O que desequilibra é o fator psicológico. Em meio a tanta expectativa sobre o seu desempenho, vimos a Simone Biles, grande ginasta americana, desistindo de se apresentar em algumas finais para se preservar e cuidar da saúde mental. Vimos Djokovic, favorito à medalha de ouro, perder a cabeça e quebrar uma raquete em pleno jogo. Esses são sinais de um nível de estresse preocupante. Não basta repetir exaustivamente um movimento. Não basta ter um bom condicionamento físico e uma boa estratégia. O emocional pesa nessa hora. Mente e corpo precisam estar fortalecidos e em equilíbrio.

Qual a sua análise sobre a campanha do Brasil em Tóquio?

Superamos nossos recordes, mas a verdade é que o Brasil poderia ter ido ainda melhor. O nosso número de medalhas é irreal perto do que podemos produzir. Temos um potencial humano incrível. Os irmãos Yamaguchi e Esquiva Falcão, por exemplo, que ganharam a medalha de prata e de bronze no boxe em Londres. Os dois treinavam em bananeiras, sem incentivo nenhum e, mesmo contra as probabilidades, subiram no pódio. Agora, imagina todo esse potencial com a estrutura e o suporte necessários para que eles se desenvolvessem adequadamente? O que eles poderiam fazer? Viver para o esporte, aqui no nosso país, não é uma tarefa fácil.

Por isso, temos que dar o devido valor a jornada de cada um dos atletas que nos representaram, independente de medalhas. Só para eles estarem ali, pode acreditar, foi um longo caminho. Sediamos uma Olimpíada e nem centro de treinamento olímpico nós temos. Em países como Estados Unidos, Inglaterra, Alemanha e Japão, entre outros, existem vários centros de treinamento. Os atletas contam com condições iguais — de espaço, de equipamentos, de reabilitação, de alimentação e de descanso — constantemente. Só o Phelps tem 28 medalhas olímpicas, sendo 23 de ouro. O Brasil, em toda a sua história, tem 33. Não se ganha uma medalha ali, naquele instante da competição. A vitória é resultado de muito trabalho.

E por que não temos essa estrutura aqui no Brasil?

 Porque temos uma política pública ineficiente em diversos aspectos e no esporte não é diferente. Os recursos não são administrados como deveriam e, assim, não conseguirmos investir, principalmente nas escolas e nas categorias de base, onde identificamos e formamos nossos talentos. Infelizmente, alguns gestores se prendem na legalidade e passam por cima de algo muito mais importante: a moralidade.  

Como está a situação do esporte aqui em Ribeirão Preto?

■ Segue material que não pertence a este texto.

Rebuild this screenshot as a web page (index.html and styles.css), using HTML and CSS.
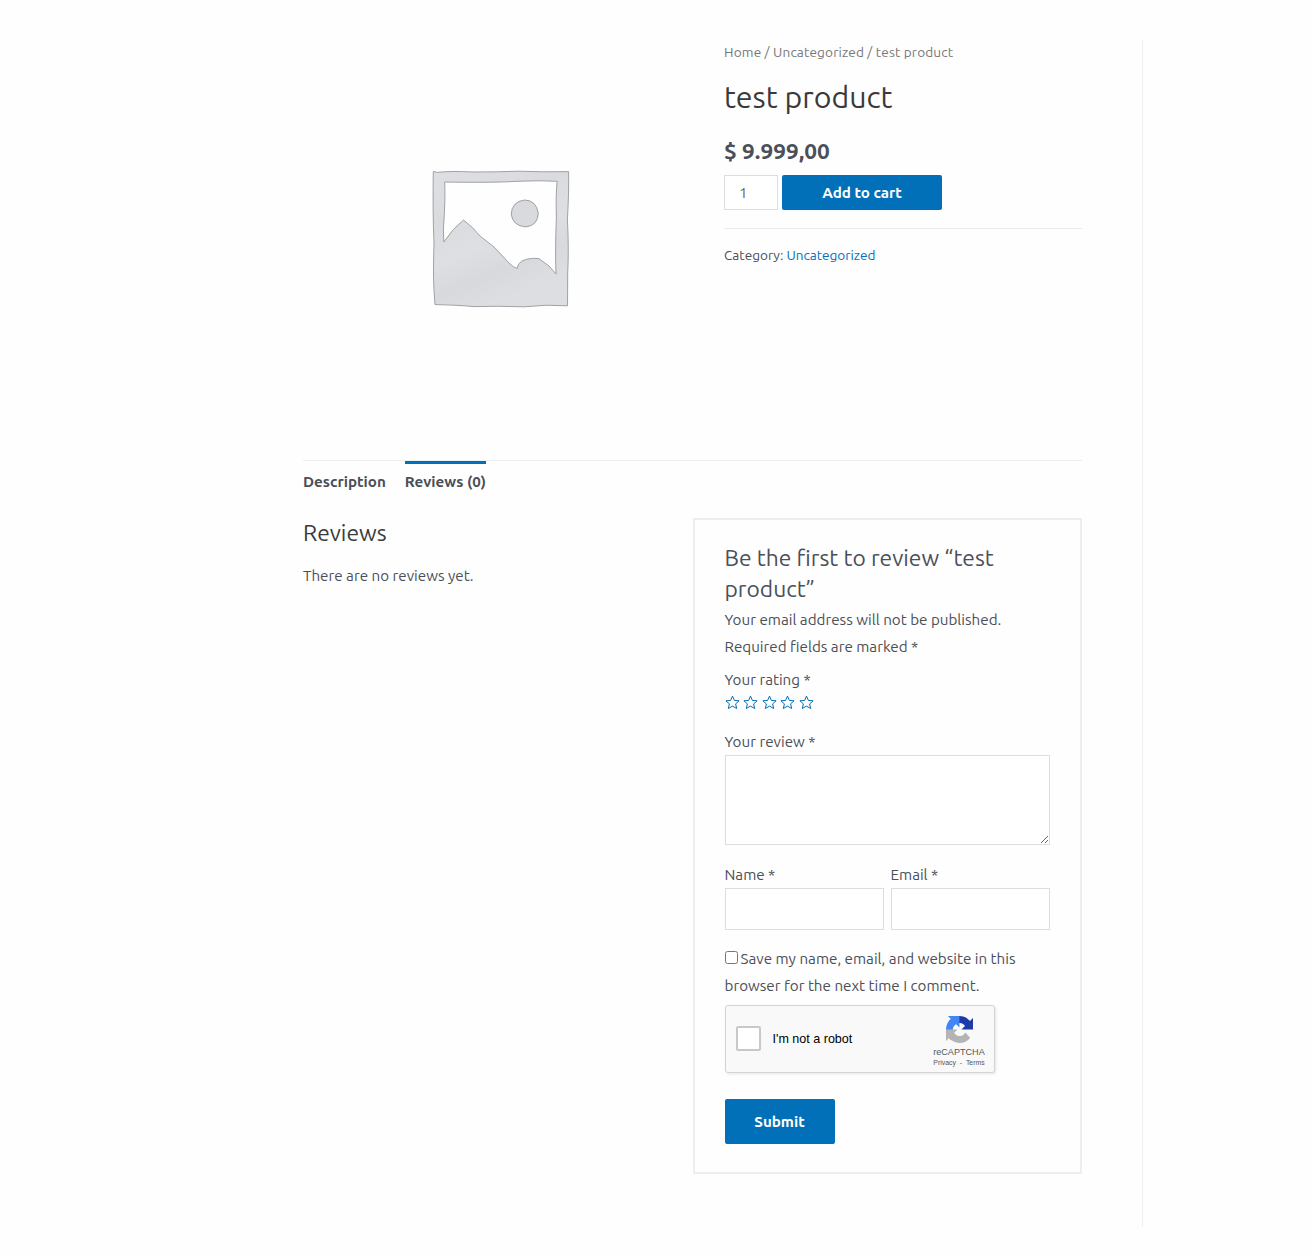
FILE: index.html
```html
<!DOCTYPE html>
<html lang="en">
<head>
<meta charset="utf-8">
<title>test product</title>
<link rel="stylesheet" href="styles.css">
</head>
<body>
<main class="primary">
  <section class="product">
    <div class="gallery">
      <svg class="placeholder" viewBox="0 0 160 160" width="160" height="160" aria-label="Product placeholder">
        <defs>
          <linearGradient id="shade" x1="0" y1="0" x2=".4" y2="1">
            <stop offset="0" stop-color="#dedfe3"/><stop offset=".35" stop-color="#dadbdf"/><stop offset=".6" stop-color="#dedfe3"/><stop offset=".8" stop-color="#d8d9dd"/><stop offset="1" stop-color="#dddee2"/>
          </linearGradient>
        </defs>
        <path fill="url(#shade)" stroke="#97989c" stroke-width=".9" stroke-linejoin="round" fill-rule="evenodd" d="M13.3 11.4 L17 12.4 Q31 10.8 53 12 Q78 12 98 11.2 Q124 12.2 148.6 11.6 Q149 32 147.4 60 Q149 89 147.7 113 L147.5 145.8 Q126 144.2 104 146.8 Q77 145.8 54 146.6 Q39 145.1 15 144.6 Q12.6 120 14 84 Q12.6 50 13.3 11.4 Z M24.7 22 Q25.6 39 23.4 69 L23.8 82 Q33 68 43.5 60 Q53 67 60 76 L74 87 L90 104 Q94 108 97.2 108.3 Q98 99 113.5 98.3 L119 98.7 L129 106 L136 114 Q135 91 136.4 57 Q135.6 35 137.2 21.3 Q121 20.3 100 21.2 Q73 22.9 24.7 22 Z"/>
        <path fill="#d9dade" stroke="#97989c" stroke-width=".9" d="M104.5 40 Q116 40 118.3 53 Q118 65.5 106 66.9 Q92.5 66 91.2 54 Q92 41.5 104.5 40 Z"/>
      </svg>
    </div>
    <div class="summary">
      <nav class="breadcrumb">Home / Uncategorized / test product</nav>
      <h1 class="title">test product</h1>
      <p class="price">$ 9.999,00</p>
      <form class="cart">
        <input class="qty" type="text" value="1" aria-label="Quantity">
        <button class="btn add" type="button">Add to cart</button>
      </form>
      <div class="meta">Category: <a class="link">Uncategorized</a></div>
    </div>
  </section>

  <ul class="tabs">
    <li class="tab">Description</li>
    <li class="tab active">Reviews (0)</li>
  </ul>

  <section class="reviews">
    <div class="comments">
      <h2 class="heading">Reviews</h2>
      <p class="none">There are no reviews yet.</p>
    </div>
    <form class="review-form">
      <h3 class="reply-title">Be the first to review “test<br>product”</h3>
      <p class="notes">Your email address will not be published.<br>Required fields are marked *</p>
      <div class="rating">
        <label class="label">Your rating *</label>
        <div class="stars">
          <svg class="star" viewBox="0 0 15 15"><path d="M7.5 1.1 L9.4 5.4 L14.1 5.8 L10.6 8.9 L11.7 13.5 L7.5 11.1 L3.3 13.5 L4.4 8.9 L.9 5.8 L5.6 5.4 Z"/></svg>
          <svg class="star" viewBox="0 0 15 15"><path d="M7.5 1.1 L9.4 5.4 L14.1 5.8 L10.6 8.9 L11.7 13.5 L7.5 11.1 L3.3 13.5 L4.4 8.9 L.9 5.8 L5.6 5.4 Z"/></svg>
          <svg class="star" viewBox="0 0 15 15"><path d="M7.5 1.1 L9.4 5.4 L14.1 5.8 L10.6 8.9 L11.7 13.5 L7.5 11.1 L3.3 13.5 L4.4 8.9 L.9 5.8 L5.6 5.4 Z"/></svg>
          <svg class="star" viewBox="0 0 15 15"><path d="M7.5 1.1 L9.4 5.4 L14.1 5.8 L10.6 8.9 L11.7 13.5 L7.5 11.1 L3.3 13.5 L4.4 8.9 L.9 5.8 L5.6 5.4 Z"/></svg>
          <svg class="star" viewBox="0 0 15 15"><path d="M7.5 1.1 L9.4 5.4 L14.1 5.8 L10.6 8.9 L11.7 13.5 L7.5 11.1 L3.3 13.5 L4.4 8.9 L.9 5.8 L5.6 5.4 Z"/></svg>
        </div>
      </div>
      <label class="label">Your review *</label>
      <textarea class="review-text" aria-label="Your review"></textarea>
      <div class="fields">
        <div class="field"><label class="label">Name *</label><input class="input" type="text" aria-label="Name"></div>
        <div class="field"><label class="label">Email *</label><input class="input" type="text" aria-label="Email"></div>
      </div>
      <p class="consent"><input class="check" type="checkbox" aria-label="Save details">Save my name, email, and website in this<br>browser for the next time I comment.</p>
      <div class="captcha">
        <span class="captcha-box"></span>
        <span class="captcha-text">I'm not a robot</span>
        <div class="captcha-brand">
          <svg class="captcha-logo" viewBox="0 0 64 64" width="27" height="27">
            <path fill="#1c3aa9" d="M64 31.955l-.033-1.37V4.687l-7.16 7.16C50.948 4.674 42.033.093 32.05.093c-10.4 0-19.622 4.96-25.458 12.64l11.736 11.86a15.55 15.55 0 0 1 4.754-5.334c2.05-1.6 4.952-2.906 8.968-2.906.485 0 .86.057 1.135.163 4.976.393 9.288 3.14 11.828 7.124l-8.307 8.307L64 31.953"/>
            <path fill="#4285f4" d="M31.862.094l-1.37.033H4.594l7.16 7.16C4.58 13.147 0 22.06 0 32.046c0 10.4 4.96 19.622 12.64 25.458L24.5 45.768a15.55 15.55 0 0 1-5.334-4.754c-1.6-2.05-2.906-4.952-2.906-8.968 0-.485.057-.86.163-1.135.393-4.976 3.14-9.288 7.124-11.828l8.307 8.307L31.86.095"/>
            <path fill="#b4b4b4" d="M.001 32.045l.033 1.37v25.898l7.16-7.16c5.86 7.173 14.774 11.754 24.76 11.754 10.4 0 19.622-4.96 25.458-12.64l-11.736-11.86a15.55 15.55 0 0 1-4.754 5.334c-2.05 1.6-4.952 2.906-8.968 2.906-.485 0-.86-.057-1.135-.163-4.976-.393-9.288-3.14-11.828-7.124l8.307-8.307c-10.522.04-22.4.066-27.295-.005"/>
          </svg>
          <span class="captcha-name">reCAPTCHA</span>
          <span class="captcha-links">Privacy&nbsp; - &nbsp;Terms</span>
        </div>
      </div>
      <button class="btn submit" type="button">Submit</button>
    </form>
  </section>
</main>
</body>
</html>
```
FILE: styles.css
```css
* { box-sizing: border-box; }
body {
  margin: 0;
  padding-top: 40px;
  height: 1257px;
  background: #fefefe;
  color: #4b4f58;
  font: 15.2px/27px Ubuntu, "Noto Sans", sans-serif;
}
h1, h2, h3, p, ul { margin: 0; padding: 0; font-weight: 400; }
.primary {
  width: 840px;
  height: 1187px;
  margin-left: 303px;
  padding-right: 60px;
  border-right: 1px solid #eee;
}
.product { display: flex; justify-content: space-between; height: 420px; }
.gallery { display: flex; align-items: flex-start; justify-content: center; width: 394px; padding-top: 120px; }
.placeholder { display: block; }
.summary { width: 358px; }
.breadcrumb { font-size: 13.6px; line-height: 24px; letter-spacing: .16px; color: #777; }
.title { margin-top: 13px; font-size: 30.3px; line-height: 40px; color: #3a3a3a; }
.price { margin-top: 19px; font-size: 22.6px; line-height: 30px; font-weight: 700; }
.cart { display: flex; gap: 4px; margin-top: 9px; padding-bottom: 18px; border-bottom: 1px solid #eaeaea; }
.qty, .input, .review-text { border: 1px solid #ddd; background: #fff; color: #666; font: inherit; border-radius: 0; }
.qty { width: 54px; height: 35px; padding: 0 14px; }
.btn { border: 0; border-radius: 2px; background: #0170b9; color: #fff; font: inherit; font-weight: 700; padding: 0; }
.add { width: 160px; height: 35px; }
.meta { margin-top: 14px; font-size: 13.6px; line-height: 24px; }
.link { color: #0170b9; }
.tabs { display: flex; gap: 19px; height: 58px; border-top: 1px solid #eee; list-style: none; font-weight: 700; }
.tab { height: 36px; padding-top: 7px; border-top: 0 solid #0170b9; }
.tab.active { padding-top: 4px; border-top-width: 3px; }
.reviews { display: flex; justify-content: space-between; }
.heading { font-size: 22.8px; line-height: 30px; color: #3a3a3a; }
.none { margin-top: 14px; }
.review-form { width: 389px; height: 656px; padding: 22px 30px 28px 29.5px; border: 2px solid #eee; }
.reply-title { font-size: 22.8px; line-height: 31px; }
.notes { margin-top: 2px; }
.rating { margin: 6px 0 14px; }
.label { display: block; }
.stars { display: flex; gap: 3.5px; height: 21px; padding-top: 2px; }
.star { width: 15px; height: 15px; fill: none; stroke: #0170b9; stroke-width: 1; }
.review-text { display: block; width: 325px; height: 90px; resize: vertical; }
.fields { display: flex; justify-content: space-between; margin: 16px 0 15px; width: 325px; }
.field { width: 159px; }
.input { display: block; width: 159px; height: 42px; }
.check { width: 13px; height: 13px; margin: 0 3px 0 0; vertical-align: 0; }
.captcha {
  display: flex; align-items: center;
  width: 270px; height: 68px; margin-top: 6px; padding-left: 10.5px;
  border: 1px solid #d3d3d3; border-radius: 3px; background: #f9f9f9;
  box-shadow: 1px 1px 3px rgba(0, 0, 0, .1);
  color: #000; font-family: "Liberation Sans", Arial, sans-serif; font-size: 12.55px; line-height: 15px;
}
.captcha-box { width: 25px; height: 25px; margin-bottom: 2px; border: 2px solid #c8c8c8; border-radius: 2px; background: #fff; }
.captcha-text { margin-left: 11.5px; }
.captcha-brand { display: flex; flex-direction: column; align-items: center; width: 62px; margin-left: auto; margin-right: 3.5px; padding-top: 4px; color: #555; }
.captcha-name { margin-top: 3px; font-size: 9.1px; line-height: 12px; }
.captcha-links { font-size: 6.9px; line-height: 9px; white-space: nowrap; }
.submit { display: block; width: 110px; height: 45px; margin-top: 26px; }
```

Os anos passam e pouco, ou quase nada, muda. O esporte, aqui em Ribeirão Preto, está na UTI. A pasta, que já recebe o menor repasse da Prefeitura — 0,39% do orçamento —, perde o controle ao tentar contemplar todas as áreas: esporte social, formação, alto rendimento e universitário. Eles querem nos vender números, quantidade, mas isso, na maioria das vezes, não reflete a realidade. É uma administração de justificativas e de convencimento. Sempre tivemos talentos exponenciais, em várias modalidades. Precisamos resgatar isso. Esse processo passa pelas escolas, pelos clubes e pelas associações esportivas.